* **OBJECTIVE**
Reproduce the section of the listing that begins at the line containing "Rebuild this screenshot" and finishes at the line containing "border-t-white border-l-white border-r-[#696969]". Include both end lines and nothing beyond them.
+ + + +
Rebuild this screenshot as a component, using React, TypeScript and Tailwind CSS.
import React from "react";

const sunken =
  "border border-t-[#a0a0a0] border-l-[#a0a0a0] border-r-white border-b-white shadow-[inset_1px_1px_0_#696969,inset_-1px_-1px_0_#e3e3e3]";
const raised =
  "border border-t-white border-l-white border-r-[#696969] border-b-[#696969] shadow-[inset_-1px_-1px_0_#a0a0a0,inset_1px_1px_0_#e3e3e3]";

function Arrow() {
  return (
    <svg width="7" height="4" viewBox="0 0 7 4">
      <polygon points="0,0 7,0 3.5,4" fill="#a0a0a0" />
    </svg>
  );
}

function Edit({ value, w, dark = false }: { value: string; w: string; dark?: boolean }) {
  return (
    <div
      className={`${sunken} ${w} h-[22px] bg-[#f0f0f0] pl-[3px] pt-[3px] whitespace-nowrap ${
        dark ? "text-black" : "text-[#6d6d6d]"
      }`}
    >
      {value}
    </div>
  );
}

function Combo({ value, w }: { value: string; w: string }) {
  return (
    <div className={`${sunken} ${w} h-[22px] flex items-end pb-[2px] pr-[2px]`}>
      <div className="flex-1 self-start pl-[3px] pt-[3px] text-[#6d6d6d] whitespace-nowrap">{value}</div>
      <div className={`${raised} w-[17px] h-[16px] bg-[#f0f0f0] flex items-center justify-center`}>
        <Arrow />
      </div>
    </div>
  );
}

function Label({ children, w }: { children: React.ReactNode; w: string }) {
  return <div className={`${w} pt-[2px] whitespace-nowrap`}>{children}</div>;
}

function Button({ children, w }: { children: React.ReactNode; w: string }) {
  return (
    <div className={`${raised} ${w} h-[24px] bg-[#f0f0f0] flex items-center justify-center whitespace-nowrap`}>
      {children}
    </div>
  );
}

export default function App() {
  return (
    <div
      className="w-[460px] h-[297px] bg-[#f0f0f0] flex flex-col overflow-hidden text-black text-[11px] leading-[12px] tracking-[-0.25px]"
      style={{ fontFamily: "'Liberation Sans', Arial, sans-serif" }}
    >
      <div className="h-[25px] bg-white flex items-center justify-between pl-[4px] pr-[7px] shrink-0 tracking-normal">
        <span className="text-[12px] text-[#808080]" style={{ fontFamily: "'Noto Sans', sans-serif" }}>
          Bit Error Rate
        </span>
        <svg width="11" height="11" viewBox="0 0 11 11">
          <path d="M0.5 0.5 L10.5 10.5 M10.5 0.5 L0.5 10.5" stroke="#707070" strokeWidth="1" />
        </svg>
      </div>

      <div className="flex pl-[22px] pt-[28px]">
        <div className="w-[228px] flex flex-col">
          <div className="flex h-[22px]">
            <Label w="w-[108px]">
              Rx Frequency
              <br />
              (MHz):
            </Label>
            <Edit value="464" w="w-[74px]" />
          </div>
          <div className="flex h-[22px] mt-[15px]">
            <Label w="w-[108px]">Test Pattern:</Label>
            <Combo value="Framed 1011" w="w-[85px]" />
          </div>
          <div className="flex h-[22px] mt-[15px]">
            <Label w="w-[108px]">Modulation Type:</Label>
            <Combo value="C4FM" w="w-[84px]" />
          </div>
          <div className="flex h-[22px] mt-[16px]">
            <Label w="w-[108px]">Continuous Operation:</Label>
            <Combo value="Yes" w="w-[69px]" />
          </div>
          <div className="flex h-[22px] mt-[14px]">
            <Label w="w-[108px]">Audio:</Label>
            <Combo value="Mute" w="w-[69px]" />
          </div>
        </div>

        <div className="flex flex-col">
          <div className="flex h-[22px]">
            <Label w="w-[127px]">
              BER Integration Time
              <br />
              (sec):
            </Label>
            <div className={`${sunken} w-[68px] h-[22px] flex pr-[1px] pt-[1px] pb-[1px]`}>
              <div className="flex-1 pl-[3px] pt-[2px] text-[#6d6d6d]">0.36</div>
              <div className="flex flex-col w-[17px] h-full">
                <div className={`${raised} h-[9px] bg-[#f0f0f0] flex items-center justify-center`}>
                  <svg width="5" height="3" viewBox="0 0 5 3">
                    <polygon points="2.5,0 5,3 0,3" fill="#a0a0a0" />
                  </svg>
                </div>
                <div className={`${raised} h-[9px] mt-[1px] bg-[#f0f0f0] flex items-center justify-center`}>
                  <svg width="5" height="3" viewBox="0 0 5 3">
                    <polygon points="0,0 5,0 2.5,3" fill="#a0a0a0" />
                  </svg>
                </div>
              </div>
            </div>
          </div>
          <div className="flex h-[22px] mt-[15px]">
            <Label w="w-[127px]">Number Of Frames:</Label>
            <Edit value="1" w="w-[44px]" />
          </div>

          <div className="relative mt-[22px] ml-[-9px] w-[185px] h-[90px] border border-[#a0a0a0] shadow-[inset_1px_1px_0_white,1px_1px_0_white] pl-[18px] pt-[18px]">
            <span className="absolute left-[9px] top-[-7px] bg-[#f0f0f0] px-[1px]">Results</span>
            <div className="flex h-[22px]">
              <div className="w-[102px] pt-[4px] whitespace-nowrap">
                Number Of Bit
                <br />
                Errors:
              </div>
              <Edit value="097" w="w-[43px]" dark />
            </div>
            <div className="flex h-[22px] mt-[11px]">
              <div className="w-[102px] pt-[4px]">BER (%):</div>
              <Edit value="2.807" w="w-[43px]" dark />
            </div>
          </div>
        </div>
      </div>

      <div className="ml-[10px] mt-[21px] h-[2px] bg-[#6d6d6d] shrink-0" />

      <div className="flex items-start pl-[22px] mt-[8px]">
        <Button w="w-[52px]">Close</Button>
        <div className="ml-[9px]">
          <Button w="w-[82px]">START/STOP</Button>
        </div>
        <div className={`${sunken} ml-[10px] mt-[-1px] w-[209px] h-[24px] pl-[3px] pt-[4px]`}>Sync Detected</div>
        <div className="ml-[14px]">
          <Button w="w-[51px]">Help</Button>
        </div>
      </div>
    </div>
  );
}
+ + + +
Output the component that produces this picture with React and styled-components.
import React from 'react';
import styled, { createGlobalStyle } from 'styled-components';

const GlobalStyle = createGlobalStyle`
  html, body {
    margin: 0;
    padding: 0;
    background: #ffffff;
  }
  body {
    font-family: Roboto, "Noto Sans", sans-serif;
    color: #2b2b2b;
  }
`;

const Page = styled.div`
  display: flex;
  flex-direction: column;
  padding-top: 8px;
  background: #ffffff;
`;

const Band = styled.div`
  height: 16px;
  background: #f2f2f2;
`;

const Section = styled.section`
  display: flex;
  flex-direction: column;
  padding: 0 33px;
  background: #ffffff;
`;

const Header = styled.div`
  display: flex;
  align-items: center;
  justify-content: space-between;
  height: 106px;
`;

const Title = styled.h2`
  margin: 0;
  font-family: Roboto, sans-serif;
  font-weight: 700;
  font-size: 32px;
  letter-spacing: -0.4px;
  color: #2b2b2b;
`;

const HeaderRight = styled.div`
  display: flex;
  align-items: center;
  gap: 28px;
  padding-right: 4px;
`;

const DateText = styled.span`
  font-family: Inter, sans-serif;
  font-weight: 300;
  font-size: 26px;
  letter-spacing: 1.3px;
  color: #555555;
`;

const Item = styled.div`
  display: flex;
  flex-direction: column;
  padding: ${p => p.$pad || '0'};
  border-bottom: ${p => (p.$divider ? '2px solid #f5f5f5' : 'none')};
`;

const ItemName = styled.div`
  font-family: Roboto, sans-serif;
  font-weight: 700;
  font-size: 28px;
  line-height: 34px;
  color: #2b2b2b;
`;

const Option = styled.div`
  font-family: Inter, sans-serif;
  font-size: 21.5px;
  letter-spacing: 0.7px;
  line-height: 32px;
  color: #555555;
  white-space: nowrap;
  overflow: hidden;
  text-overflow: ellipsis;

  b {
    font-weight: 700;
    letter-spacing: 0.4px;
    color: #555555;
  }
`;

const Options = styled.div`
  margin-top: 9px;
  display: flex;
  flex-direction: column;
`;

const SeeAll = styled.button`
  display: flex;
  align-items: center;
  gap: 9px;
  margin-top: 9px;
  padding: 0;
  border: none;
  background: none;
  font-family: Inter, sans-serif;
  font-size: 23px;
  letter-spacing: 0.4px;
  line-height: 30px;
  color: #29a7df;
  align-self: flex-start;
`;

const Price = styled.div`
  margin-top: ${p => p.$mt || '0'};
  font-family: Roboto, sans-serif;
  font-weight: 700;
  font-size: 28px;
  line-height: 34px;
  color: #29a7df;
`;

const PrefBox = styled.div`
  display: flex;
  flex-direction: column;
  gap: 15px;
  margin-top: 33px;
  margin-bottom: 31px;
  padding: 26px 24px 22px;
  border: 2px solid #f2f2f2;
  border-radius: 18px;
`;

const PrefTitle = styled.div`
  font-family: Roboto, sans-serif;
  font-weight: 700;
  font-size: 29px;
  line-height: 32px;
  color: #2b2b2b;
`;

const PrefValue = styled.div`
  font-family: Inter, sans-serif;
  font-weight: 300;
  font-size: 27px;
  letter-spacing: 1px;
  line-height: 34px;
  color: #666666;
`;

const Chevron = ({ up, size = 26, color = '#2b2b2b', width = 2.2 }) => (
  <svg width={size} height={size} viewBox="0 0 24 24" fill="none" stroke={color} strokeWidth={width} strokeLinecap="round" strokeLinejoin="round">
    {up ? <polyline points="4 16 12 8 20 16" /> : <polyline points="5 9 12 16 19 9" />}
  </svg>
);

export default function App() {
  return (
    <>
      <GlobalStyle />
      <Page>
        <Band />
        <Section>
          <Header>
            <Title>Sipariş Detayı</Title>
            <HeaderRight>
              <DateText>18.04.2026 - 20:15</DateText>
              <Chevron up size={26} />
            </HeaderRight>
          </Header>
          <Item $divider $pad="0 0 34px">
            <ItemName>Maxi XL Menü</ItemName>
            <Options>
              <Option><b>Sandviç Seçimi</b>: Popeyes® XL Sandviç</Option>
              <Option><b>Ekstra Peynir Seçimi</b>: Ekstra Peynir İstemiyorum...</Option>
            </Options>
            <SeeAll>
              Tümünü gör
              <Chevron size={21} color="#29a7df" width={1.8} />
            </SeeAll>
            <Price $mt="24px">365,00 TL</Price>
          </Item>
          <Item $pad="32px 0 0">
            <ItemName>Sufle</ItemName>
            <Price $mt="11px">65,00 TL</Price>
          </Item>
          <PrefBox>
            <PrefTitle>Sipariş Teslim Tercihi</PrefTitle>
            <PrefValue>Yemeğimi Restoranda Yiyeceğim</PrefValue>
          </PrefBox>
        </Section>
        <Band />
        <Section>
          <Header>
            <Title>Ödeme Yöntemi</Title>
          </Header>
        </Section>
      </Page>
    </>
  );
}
+ + + +
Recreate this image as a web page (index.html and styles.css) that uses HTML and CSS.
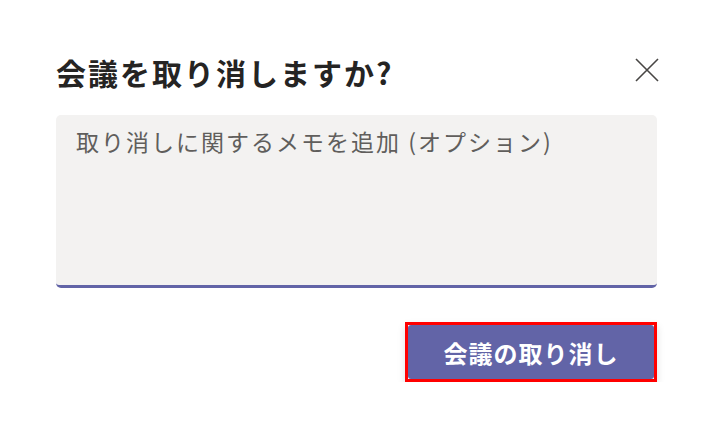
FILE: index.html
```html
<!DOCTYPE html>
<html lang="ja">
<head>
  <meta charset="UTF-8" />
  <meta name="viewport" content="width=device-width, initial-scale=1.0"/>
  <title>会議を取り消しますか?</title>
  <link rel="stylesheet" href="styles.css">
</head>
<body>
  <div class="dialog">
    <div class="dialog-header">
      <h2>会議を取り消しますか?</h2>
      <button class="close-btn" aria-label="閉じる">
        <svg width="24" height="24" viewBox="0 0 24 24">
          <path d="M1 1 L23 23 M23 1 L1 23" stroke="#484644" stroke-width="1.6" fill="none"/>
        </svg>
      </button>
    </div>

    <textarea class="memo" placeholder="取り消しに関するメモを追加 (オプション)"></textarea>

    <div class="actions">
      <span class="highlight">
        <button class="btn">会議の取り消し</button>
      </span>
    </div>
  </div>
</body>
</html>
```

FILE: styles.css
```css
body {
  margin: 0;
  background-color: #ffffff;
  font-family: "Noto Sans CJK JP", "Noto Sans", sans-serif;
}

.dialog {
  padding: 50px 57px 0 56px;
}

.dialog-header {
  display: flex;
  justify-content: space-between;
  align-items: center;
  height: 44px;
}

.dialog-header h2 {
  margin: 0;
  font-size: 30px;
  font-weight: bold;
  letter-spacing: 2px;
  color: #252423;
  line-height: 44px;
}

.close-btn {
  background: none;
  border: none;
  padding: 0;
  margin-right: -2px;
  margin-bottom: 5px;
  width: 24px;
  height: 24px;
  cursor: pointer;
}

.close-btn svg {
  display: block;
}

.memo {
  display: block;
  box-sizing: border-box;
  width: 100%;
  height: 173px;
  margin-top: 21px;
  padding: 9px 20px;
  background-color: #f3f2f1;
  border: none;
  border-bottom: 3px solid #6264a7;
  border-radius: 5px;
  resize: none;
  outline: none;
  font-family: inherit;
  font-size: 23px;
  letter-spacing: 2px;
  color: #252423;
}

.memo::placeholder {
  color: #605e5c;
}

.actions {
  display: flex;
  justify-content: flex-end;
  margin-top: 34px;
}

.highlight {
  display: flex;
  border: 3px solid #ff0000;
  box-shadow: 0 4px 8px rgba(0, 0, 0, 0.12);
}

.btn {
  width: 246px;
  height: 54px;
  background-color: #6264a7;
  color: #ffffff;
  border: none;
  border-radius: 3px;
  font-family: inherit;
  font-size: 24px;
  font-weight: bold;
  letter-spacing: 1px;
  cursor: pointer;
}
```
+ + + +
* **EXERCISE RESULT**
Rebuild this screenshot as a component, using React, TypeScript and Tailwind CSS.
import React from "react";

const sunken =
  "border border-t-[#a0a0a0] border-l-[#a0a0a0] border-r-white border-b-white shadow-[inset_1px_1px_0_#696969,inset_-1px_-1px_0_#e3e3e3]";
const raised =
  "border border-t-white border-l-white border-r-[#696969] border-b-[#696969] shadow-[inset_-1px_-1px_0_#a0a0a0,inset_1px_1px_0_#e3e3e3]";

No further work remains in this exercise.